Die von Chirac postulierte Stabilisierung war allerdings nur oberflächlich. Der erneute Ausbruch des Bürgerkrieges wird einer Fraktion der Ninja-Milizen angelastet, die unter dem Befehl des religiösen Führers Frederic Bintsangou Ntoumi steht. Seine Gefolgsleute verweigerten sich 1999 dem Entwaffnungsprogramm der Regierung. Doch das Militärregime scheint auch von einer anderen Seite bedroht zu werden.
Teile der Elite um den Präsidenten, die überwiegend aus dem Norden des Landes stammt, fürchten offenbar, in den derzeit stattfindenden Parlamentswahlen um Posten und Einkommen gebracht zu werden, weil Sassou-Nguesso sich von der alten Garde des PCT distanzieren will. Dem einflussreichen Finanzminister Mathias Dzon und Sassou-Nguessos älterem Bruder Maurice wurde eine Kandidatur verweigert mit der Begründung, sie hetzten zur Gewalt auf.
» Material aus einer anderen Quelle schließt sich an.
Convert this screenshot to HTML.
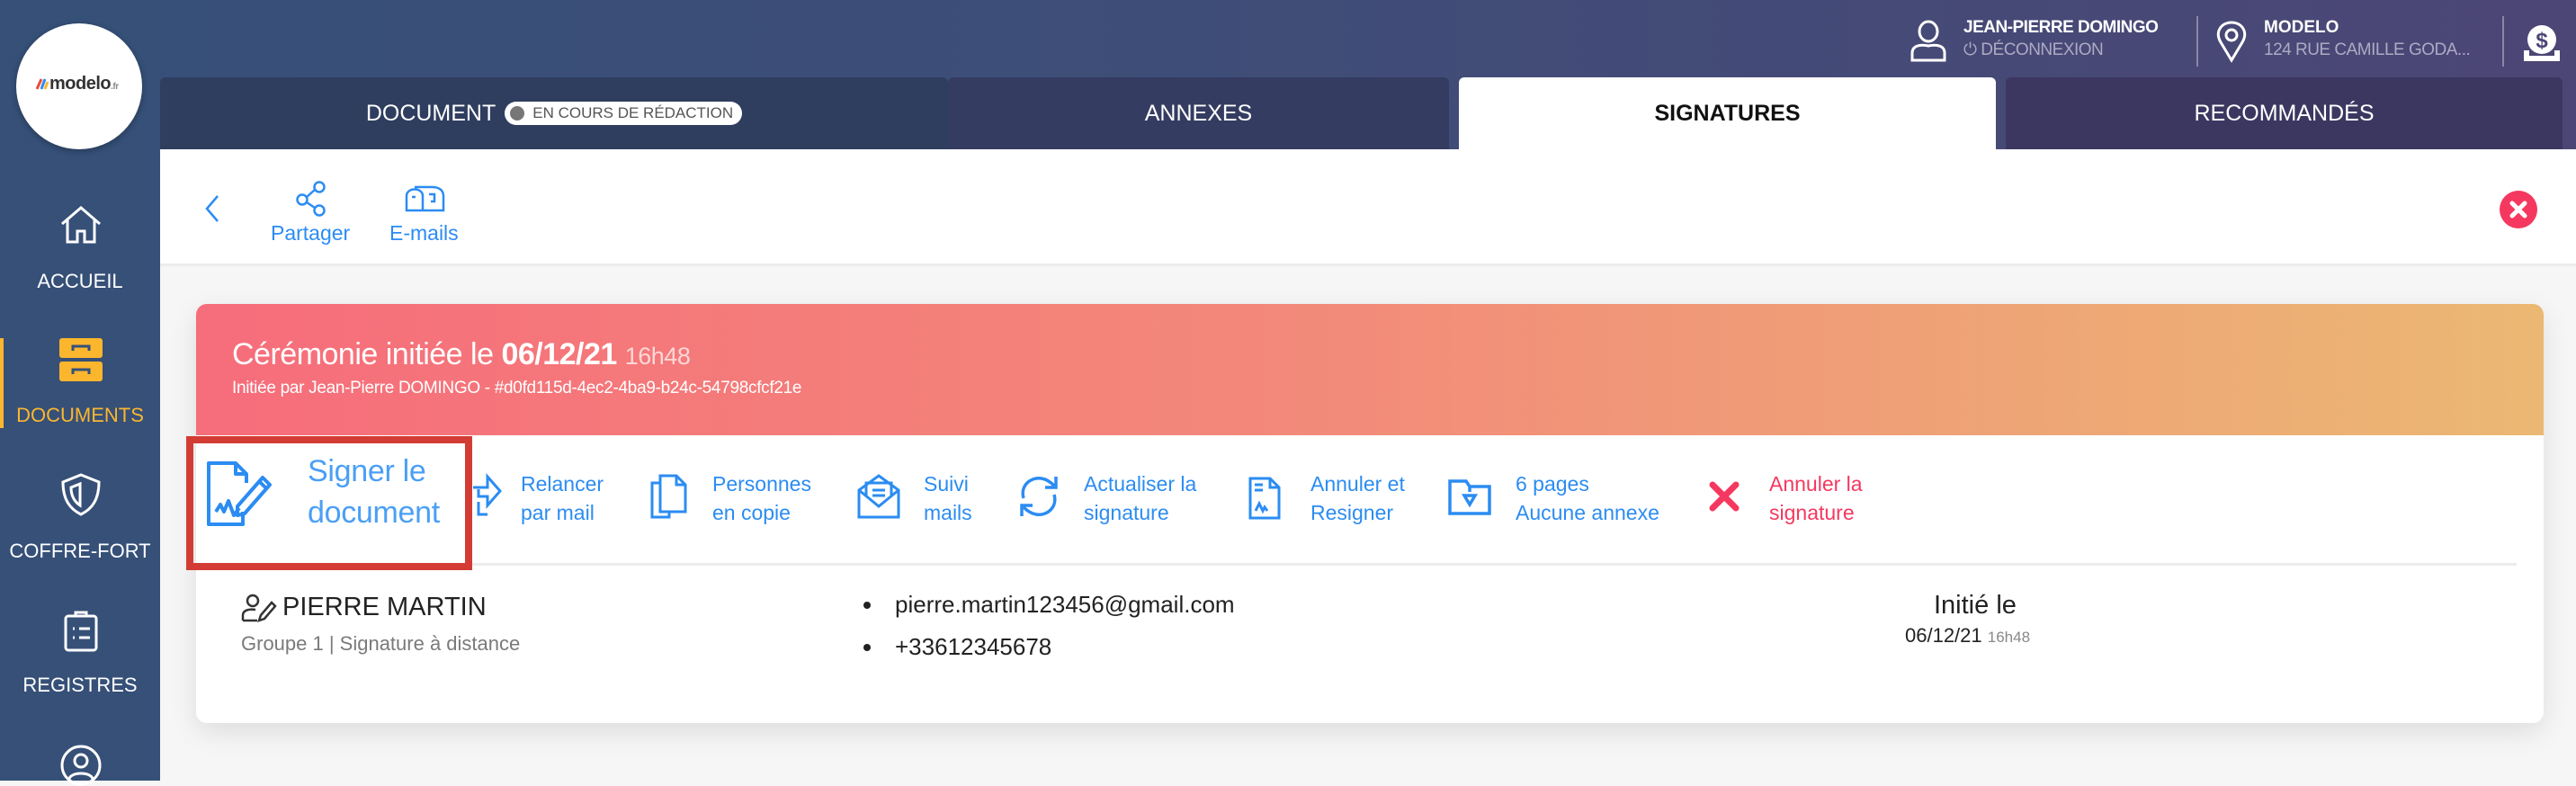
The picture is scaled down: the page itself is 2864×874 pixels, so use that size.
<!DOCTYPE html>
<html><head><meta charset="utf-8">
<style>
*{margin:0;padding:0;box-sizing:border-box}
body{width:2864px;height:868px;overflow:hidden;position:relative;font-family:"Liberation Sans",sans-serif;background:#f6f6f6}
.abs{position:absolute}
#top{left:0;top:0;width:2864px;height:166px;background:linear-gradient(90deg,#365079 0%,#3f4d77 50%,#4c4676 100%)}
#side{left:0;top:0;width:178px;height:868px;background:#365078}
.logo{left:18px;top:26px;width:140px;height:140px;border-radius:50%;background:#fff;box-shadow:0 2px 8px rgba(0,0,0,.3)}
.tab{top:86px;height:80px;color:#fff;font-size:25px;display:flex;align-items:center;justify-content:center;border-radius:6px 6px 0 0}
.slab{color:#fff;font-size:22px;width:178px;text-align:center;left:0}
.act{font-size:23px;line-height:32px;color:#2b8cf2}
svg{position:absolute;overflow:visible}
</style></head><body>
<div class="abs" id="top"></div>
<div class="abs" id="side"></div>
<div class="abs logo"></div>
<svg style="left:40px;top:86px" width="14" height="14" viewBox="0 0 14 14"><path d="M1 13 L6 2" stroke="#e94b3c" stroke-width="3"/><path d="M6 13 L10 2" stroke="#2b8cf2" stroke-width="3"/><path d="M10 13 L13 5" stroke="#fbb62e" stroke-width="3"/></svg>
<div class="abs" style="left:55px;top:82px;font-size:20px;font-weight:bold;color:#333;letter-spacing:-0.5px">modelo<span style="font-size:10px;color:#888">.fr</span></div>

<svg style="left:66px;top:229px" width="48" height="42" viewBox="0 0 48 42" fill="none" stroke="#fff" stroke-width="3"><path d="M3 20 L24 2 L45 20 M9 15 V40 H20 V28 H28 V40 H39 V15"/></svg>
<div class="abs slab" style="top:300px">ACCUEIL</div>
<div class="abs" style="left:0;top:376px;width:4px;height:100px;background:#fbb62e"></div>
<svg style="left:66px;top:376px" width="48" height="48" viewBox="0 0 48 48"><rect x="0" y="0" width="48" height="22" rx="3" fill="#fbb62e"/><rect x="0" y="26" width="48" height="22" rx="3" fill="#fbb62e"/><path d="M15 14 V9 H33 V14 M15 40 V35 H33 V40" stroke="#365078" stroke-width="3" fill="none"/></svg>
<div class="abs slab" style="top:449px;color:#fbb62e">DOCUMENTS</div>
<svg style="left:67px;top:526px" width="46" height="48" viewBox="0 0 46 48" fill="none" stroke="#fff" stroke-width="3"><path d="M23 2 L43 10 C43 30 35 40 23 46 C11 40 3 30 3 10 Z M22 12 L12 16 C12 26 16 32 22 36 Z"/></svg>
<div class="abs slab" style="top:600px">COFFRE-FORT</div>
<svg style="left:71px;top:677px" width="38" height="48" viewBox="0 0 38 48" fill="none" stroke="#fff" stroke-width="3"><rect x="2" y="8" width="34" height="38" rx="3"/><path d="M13 8 V4 H25 V8 M10 22 h2 M17 22 h12 M10 32 h2 M17 32 h12"/></svg>
<div class="abs slab" style="top:749px">REGISTRES</div>
<svg style="left:67px;top:828px" width="46" height="46" viewBox="0 0 46 46" fill="none" stroke="#fff" stroke-width="3"><circle cx="23" cy="23" r="21"/><circle cx="23" cy="18" r="7"/><path d="M10 38 C12 30 34 30 36 38"/></svg>

<div class="abs tab" style="left:178px;width:876px;background:#2f3e5f"><span>DOCUMENT</span><span style="margin-left:10px;background:#fff;border-radius:13px;height:26px;display:flex;align-items:center;padding:0 10px 0 6px;color:#555;font-size:17px"><span style="width:16px;height:16px;border-radius:50%;background:#777;margin-right:9px"></span>EN COURS DE RÉDACTION</span></div>
<div class="abs tab" style="left:1054px;width:557px;background:#353c61">ANNEXES</div>
<div class="abs tab" style="left:1622px;width:597px;background:#fff;color:#111;font-weight:bold">SIGNATURES</div>
<div class="abs tab" style="left:2230px;width:619px;background:#3c3761">RECOMMANDÉS</div>

<svg style="left:2124px;top:23px" width="40" height="46" viewBox="0 0 40 46" fill="none" stroke="#fff" stroke-width="3"><ellipse cx="20" cy="12" rx="10" ry="11"/><path d="M2 44 V36 C2 28 10 26 20 28 C30 26 38 28 38 36 V44 Z"/></svg>
<div class="abs" style="left:2183px;top:20px;color:#fff;font-size:19px;font-weight:bold;letter-spacing:-0.5px">JEAN-PIERRE DOMINGO</div>
<div class="abs" style="left:2183px;top:45px;color:#aeaac4;font-size:19px;letter-spacing:-0.5px">⏻ DÉCONNEXION</div>
<div class="abs" style="left:2442px;top:18px;width:2px;height:56px;background:#8a86a8"></div>
<svg style="left:2464px;top:23px" width="34" height="46" viewBox="0 0 34 46" fill="none" stroke="#fff" stroke-width="3"><path d="M17 44 L5 24 C-2 12 6 2 17 2 C28 2 36 12 29 24 Z"/><circle cx="17" cy="16" r="6"/></svg>
<div class="abs" style="left:2517px;top:20px;color:#fff;font-size:19px;font-weight:bold">MODELO</div>
<div class="abs" style="left:2517px;top:45px;color:#aeaac4;font-size:19px;letter-spacing:-0.5px">124 RUE CAMILLE GODA...</div>
<div class="abs" style="left:2782px;top:18px;width:2px;height:56px;background:#8a86a8"></div>
<svg style="left:2804px;top:26px" width="44" height="44" viewBox="0 0 44 44"><circle cx="22" cy="18" r="16" fill="#fff"/><text x="22" y="27" font-size="24" font-weight="bold" text-anchor="middle" fill="#4a4575" font-family="Liberation Sans">$</text><path d="M2 30 V42 H42 V30 H36 V36 H8 V30 Z" fill="#fff"/></svg>

<div class="abs" style="left:178px;top:166px;width:2686px;height:130px;background:#fff;border-bottom:3px solid #ececec"></div>
<svg style="left:226px;top:216px" width="20" height="32" viewBox="0 0 20 32" fill="none" stroke="#2b8cf2" stroke-width="2.5"><path d="M16 2 L4 16 L16 30"/></svg>
<svg style="left:328px;top:201px" width="36" height="40" viewBox="0 0 36 40" fill="none" stroke="#2b8cf2" stroke-width="2.5"><circle cx="27" cy="7" r="5.5"/><circle cx="8" cy="21" r="5.5"/><circle cx="27" cy="33" r="5.5"/><path d="M13 18 L22 10 M13 24 L22 30"/></svg>
<div class="abs act" style="left:301px;top:243px">Partager</div>
<svg style="left:450px;top:206px" width="45" height="30" viewBox="0 0 45 30" fill="none" stroke="#2b8cf2" stroke-width="2.5"><path d="M2 28 V12 C2 2 20 2 20 12 V28 Z M20 28 H43 V12 C43 4 36 2 30 2 H11 M8 13 h4 M27 10 H33 V18 H29"/></svg>
<div class="abs act" style="left:433px;top:243px">E-mails</div>
<svg style="left:2779px;top:212px" width="42" height="42" viewBox="0 0 42 42"><circle cx="21" cy="21" r="21" fill="#f5385f"/><path d="M14 14 L28 28 M28 14 L14 28" stroke="#fff" stroke-width="5" stroke-linecap="round"/></svg>

<div class="abs" style="left:218px;top:338px;width:2610px;height:466px;background:#fff;border-radius:12px;box-shadow:0 10px 30px rgba(0,0,0,.1);overflow:hidden">
 <div style="height:146px;background:linear-gradient(90deg,#f66d7b 0%,#f3887a 45%,#ebb873 100%)"></div>
 <div style="position:absolute;left:0;right:30px;top:288px;height:3px;background:#ececec"></div>
</div>
<div class="abs" style="left:258px;top:375px;color:#fff;font-size:34px;letter-spacing:-0.5px">Cérémonie initiée le <b>06/12/21</b> <span style="font-size:27px;color:rgba(255,255,255,.7)">16h48</span></div>
<div class="abs" style="left:258px;top:421px;color:#fff;font-size:19px;letter-spacing:-0.3px">Initiée par Jean-Pierre DOMINGO - #d0fd115d-4ec2-4ba9-b24c-54798cfcf21e</div>

<svg style="left:230px;top:513px" width="80" height="72" viewBox="0 0 80 72" fill="none" stroke="#2b8cf2" stroke-width="4" stroke-linejoin="round"><path d="M40 56 V70 H2 V2 H32 L44 14 V24 M32 2 V14 H44"/><path d="M10 56 L15 48 L19 56 L24 44 L30 60 L36 52"/><path d="M34 60 L34 50 L62 18 L70 26 L42 58 Z M58 22 L66 30"/></svg>
<div class="abs" style="left:342px;top:501px;font-size:34px;line-height:46px;color:#4a9ff5;letter-spacing:-0.3px">Signer le<br>document</div>
<svg style="left:522px;top:526px" width="36" height="48" viewBox="0 0 36 48" fill="none" stroke="#2b8cf2" stroke-width="3"><path d="M4 16 H20 V4 L34 20 L20 36 V26 H10 V18 M10 32 V46 H20"/></svg>
<div class="abs act" style="left:579px;top:522px">Relancer<br>par mail</div>
<svg style="left:722px;top:527px" width="42" height="50" viewBox="0 0 42 50" fill="none" stroke="#2b8cf2" stroke-width="3"><path d="M12 10 H3 V48 H22 V42 M12 2 H30 L40 12 V42 H12 Z M30 2 V12 H40"/></svg>
<div class="abs act" style="left:792px;top:522px">Personnes<br>en copie</div>
<svg style="left:953px;top:527px" width="48" height="50" viewBox="0 0 48 50" fill="none" stroke="#2b8cf2" stroke-width="3"><path d="M2 18 V48 H46 V18 L24 2 Z M2 18 L24 36 L46 18 M10 24 V10 H38 V24 M17 18 H31 M17 24 H31"/></svg>
<div class="abs act" style="left:1027px;top:522px">Suivi<br>mails</div>
<svg style="left:1132px;top:528px" width="46" height="48" viewBox="0 0 46 48" fill="none" stroke="#2b8cf2" stroke-width="3.5"><path d="M6 26 C2 12 14 2 26 4 C32 5 36 8 40 12 M42 2 V14 H30 M40 22 C44 36 32 46 20 44 C14 43 10 40 6 36 M4 46 V34 H16"/></svg>
<div class="abs act" style="left:1205px;top:522px">Actualiser la<br>signature</div>
<svg style="left:1388px;top:530px" width="36" height="48" viewBox="0 0 36 48" fill="none" stroke="#2b8cf2" stroke-width="3"><path d="M2 2 H24 L34 12 V46 H2 Z M24 2 V12 H34 M7 9 H16 M7 15 H16 M8 38 L12 30 L16 38 L18 34 L21 38"/></svg>
<div class="abs act" style="left:1457px;top:522px">Annuler et<br>Resigner</div>
<svg style="left:1610px;top:533px" width="48" height="40" viewBox="0 0 48 40" fill="none" stroke="#2b8cf2" stroke-width="3.5"><path d="M2 2 H20 L24 8 H46 V38 H2 Z M24 8 V14 M18 18 L24 28 L30 18 Z"/></svg>
<div class="abs act" style="left:1685px;top:522px">6 pages<br>Aucune annexe</div>
<svg style="left:1900px;top:535px" width="34" height="34" viewBox="0 0 34 34"><path d="M4 4 L30 30 M30 4 L4 30" stroke="#f5385f" stroke-width="7" stroke-linecap="round"/></svg>
<div class="abs act" style="left:1967px;top:522px;color:#f5385f">Annuler la<br>signature</div>

<div class="abs" style="left:207px;top:485px;width:318px;height:149px;border:8px solid #d33c34"></div>

<svg style="left:268px;top:660px" width="40" height="32" viewBox="0 0 40 32" fill="none" stroke="#333" stroke-width="2.5"><circle cx="13" cy="8" r="6"/><path d="M2 30 V24 C2 18 10 17 16 18 M2 30 H18 M20 30 L22 24 L34 10 L38 14 L26 28 Z"/></svg>
<div class="abs" style="left:314px;top:659px;font-size:29px;color:#222">PIERRE MARTIN</div>
<div class="abs" style="left:268px;top:703px;font-size:22px;color:#7a7a7a">Groupe 1 | Signature à distance</div>
<div class="abs" style="left:960px;top:669px;width:8px;height:8px;border-radius:50%;background:#222"></div>
<div class="abs" style="left:995px;top:657px;font-size:26px;color:#222">pierre.martin123456@gmail.com</div>
<div class="abs" style="left:960px;top:716px;width:8px;height:8px;border-radius:50%;background:#222"></div>
<div class="abs" style="left:995px;top:704px;font-size:26px;color:#222">+33612345678</div>
<div class="abs" style="left:2150px;top:657px;font-size:29px;color:#222">Initié le</div>
<div class="abs" style="left:2118px;top:694px;font-size:22px;color:#222">06/12/21 <span style="font-size:17px;color:#888">16h48</span></div>
</body></html>
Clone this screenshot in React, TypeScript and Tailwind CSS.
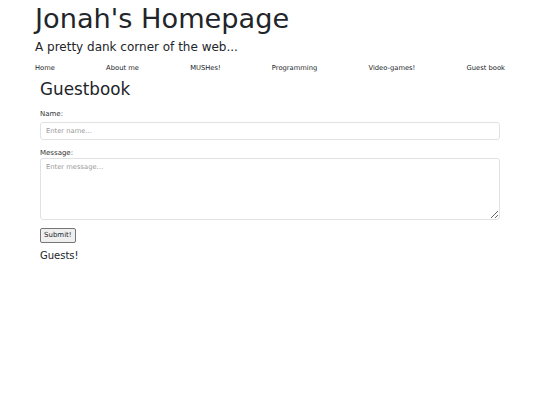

Die Kampfhandlungen könnten von Fraktionen in der Armee provoziert worden sein, um dem Präsidenten ihre Wichtigkeit unter Beweis zu stellen, mutmaßt die Economist Intelligence Unit. Bereits im Juli des vergangenen Jahres nahmen Armeeangehörige das Haus des Verteidigungsministers unter Beschuss, nachdem dessen Behörde die Entlassung einiger hoher Armeeangehöriger verfügt hatte. Eine Armeereform hätte für etliche der gerade eingegliederten ehemaligen Miliz-Mitglieder die Entlassung bedeutet. Gefährlicher als die Ninjas ist für Sassou-Nguesso die von ihm selbst betriebene Militarisierung der kongolesischen Gesellschaft.